Preferably not by studio halfeye tho. If that was the case, it would be so expensive only the 3 richest kings of europe could afford one! have you seen their perfect change dangaioh???
It's not that often that I really have a comment to leave on Tomopop, but this is one of those rare occasions, as I own three GaoGaiGar figures.

The first one I obtained is a figure of GaoGaiGar itself, from Yujin's Master Action line. He has an odd rubbery feel, seems to get an orangey residue on everything that touches the gold-colored parts, and can't hold a pose for anything. Not my favorite figure, but it's Gao-freaking-GaiGar, so I'm still somehow happy with it.

The second is a statuette of Swan White, also produced by Yujin, this time from their SRDX Series Heroine Selection. It was still on the card when I bought it, but I'd guess someone had left the thing sitting in a window for eight or so years between when it was released and when I purchased it. The card had faded, the plastic holding the figure to the card had yellowed and cracked, and the figure itself was faded to the point where you couldn't tell her pink dress from her skin. I got a friend of mine who does Warhammer stuff to paint her, and she turned out pretty well.

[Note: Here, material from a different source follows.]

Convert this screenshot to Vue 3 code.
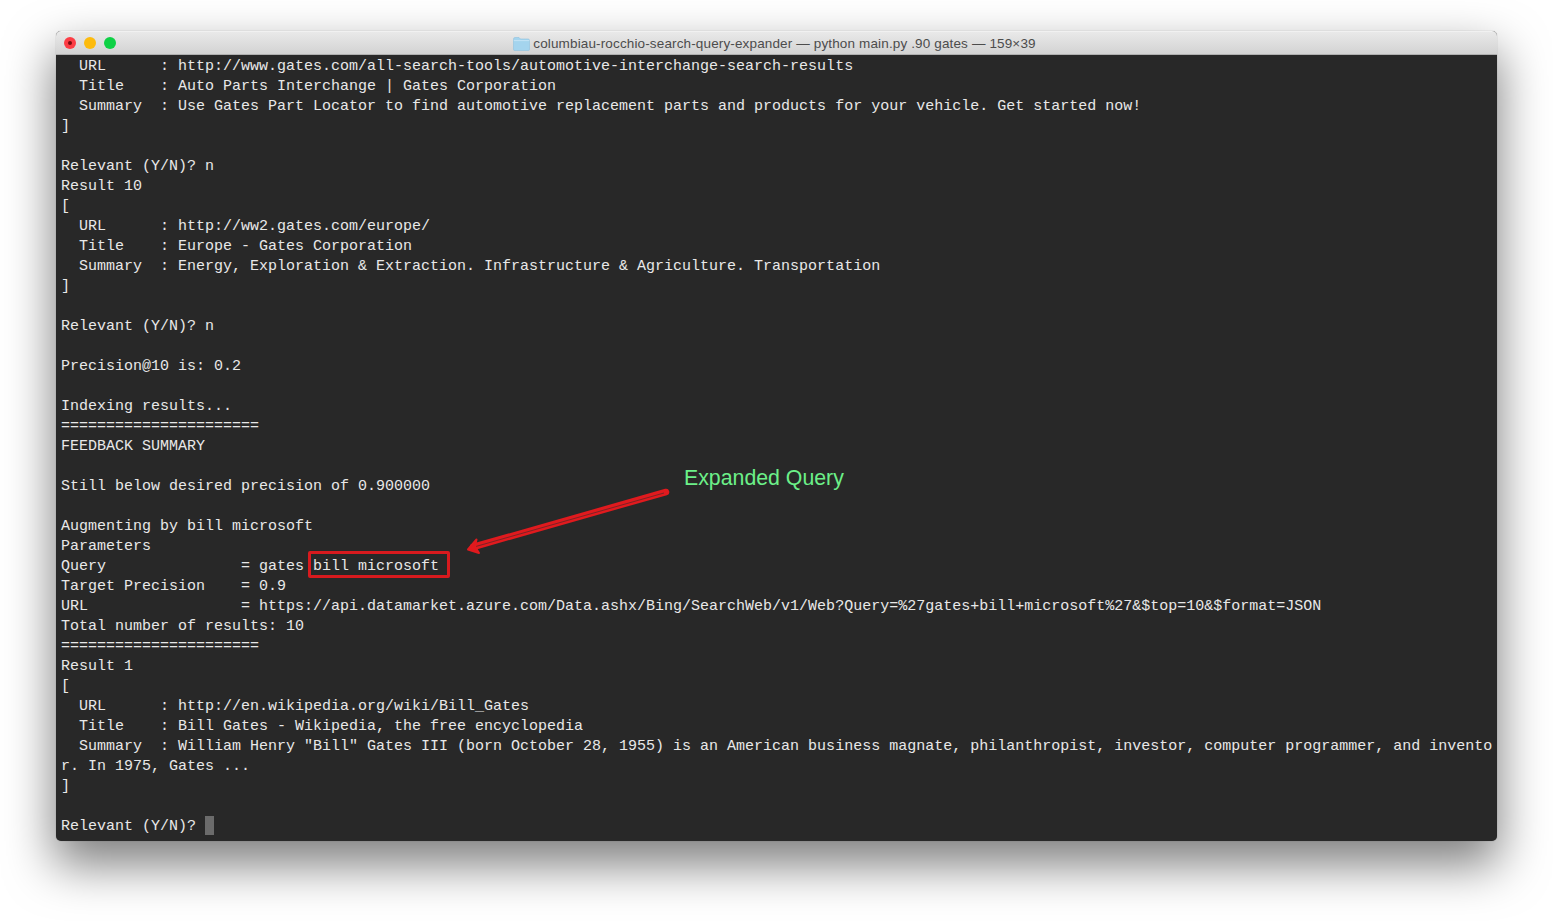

My most recent GaoGaiGar figure, and by far m favorite of the three, is the original Takara figure of Mic Sounders The Thirteenth. He was already one of my favorite characters in the show, and the figure is perfect. I can't resist taking him off the shelf every so often and transforming him from one form to the other.

One of these days I've got to get Horyu and Enryu, And Volfogg. Heck, I want them all >_>
I own a Space GaoGaiGar from the Kaiyodo Super Robot Museum line, and it's great. Most of my non-anime fan friends somwhoe react to that classic staple of super robot design:

The Lion head on the chest.

It really sums the design sensibilities of action mecha oriented to kids. Haven't seen the TV series, but the final OVA is complete sensory overload.